There seems to be a rumbling in the north, a growing presence of criminal writing from Scotland. Following in the footsteps of two of the UK’s most successful writers – Ian Rankin and Val McDermid – Scottish crime authors are in vogue at the moment, with more and more books by Scots hitting the shelves. Some say a whole new sub-genre called tartan noir is developing, and we’ve received word that September will see the country’s first international crime writing festival – Bloody Scotland – take place in Stirling. And only today we reviewed The Crime Interviews, a book detailing the work of numerous Scottish writers.

So even though it’s not Burns Night or St Andrew’s Day, we decided to look at just a few of those Scottish names that you’ll have heard of, and possibly a few who’ll be soon be filling your bookshelves.

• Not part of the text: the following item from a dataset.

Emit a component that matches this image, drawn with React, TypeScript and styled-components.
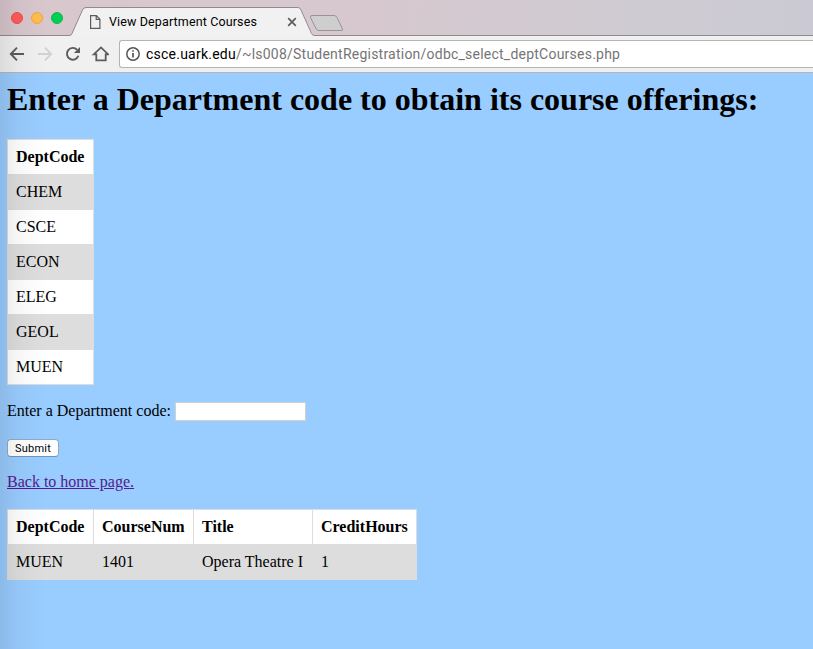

It would be remiss to start anywhere other than with the biggest Scottish name in the crime fiction field. Ian Rankin is the bestselling author of the Rebus novels, totalling 17 books and spanning two decades. With the new Malcolm Fox series, Rankin has firmly cemented his place as one of the UK’s premier crime writers. His writing sets the standard for any author wanting to link story and place effortlessly, bringing Edinburgh to life better than any other writer.

Val McDermid is perhaps best known for her Tony Hill and Carol Jordan series, which became a successful TV series called Wire in the Blood. Known for her psychological thrillers, McDermid is an incredible talent, who seems to somehow get better with every novel. A true great and The Retribution is a wonderful read.

Hot on the heels of both Rankin and McDermid is Stuart MacBride, the author of seven Logan McRae novels which are set in the ‘Granite City’ of Aberdeen. Known for being both gritty and humorous, MacBride has his feet set firmly in the crime fiction scene as one its biggest names. An excellent writer, his latest McRae novel Shatter The Bones shows his deft skill for grim crime fiction.

He may spend a lot of time outside of Scotland these days, yet Paul Johnston is still setting the bar high for intelligent crime fiction writing. His Quint Dalrymple novels, set in a futuristic Scotland, form an excellent series of books.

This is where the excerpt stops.